The myth still rings that God has blessed us with land and wealth all the fruit that borne from exploitation.

Randy wrote a children’s book called “The Harmony Tree: A Story of Healing and Community.”

It has been a burning bush for me to hear God’s voice and move towards liberation.

It has been a parable about a tree that says that when the tree has not produced fruit, it because it has been hurt and exploited.

If I had time, I would read the whole book. But it is the story of a grandmother oak tree who lives in a beautiful forest filled with animals and trees. Slowly, all trees are cut down and only she remains. She drops acorns each year, but the seedlings are cut down and taken away. So, eventually she stops dropping her seeds.

One days brand new trees are planted around her as part of a subdivision. They have short roots and keep cracking and falling in the storms.
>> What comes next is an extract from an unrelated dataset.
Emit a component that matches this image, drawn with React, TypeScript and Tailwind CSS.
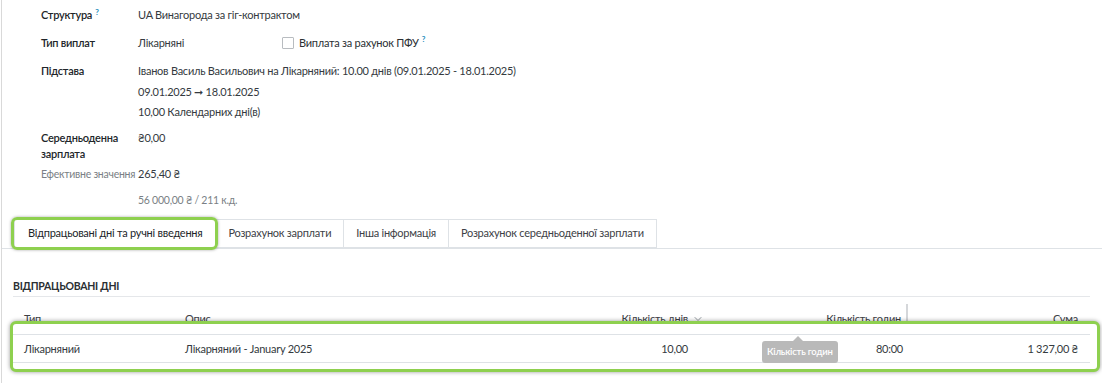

At last, Grandmother oak breaks her long silence and says:

“Friends, you need deeper roots to be strong.”

“Deeper roots?” asked one of the young trees, ‘how do we get deeper roots?

Grandmother Oak answered, “Tell me the stories that connect you to this land”

….None had stories that went far, far into this ground. None of them had stories of how land came to be, stories that told the power of this place, stories of how the Creator was behind and inside it all.

“Grandmother Oak, do you know the stories of this land? Can you tell us what makes your roots so strong?”

Grandmother Oak begins to tell her stories and by the end, she drops a single acorn.

It is time for us to take our sandals off and remember that we are on holy ground.
It is time to listen to the oak tree, the bushes, and the fig tree.
It is time to grow deeper roots,
to learn the stories of this place,
And the Creator alive in it.

And then work with all our power to stop the spread of white supremacy and climate catastrophe.

To change our lives before we all perish.

And hope that in doing so it allows the fig tree to bear fruit and grandmother oak to drop acorns once more.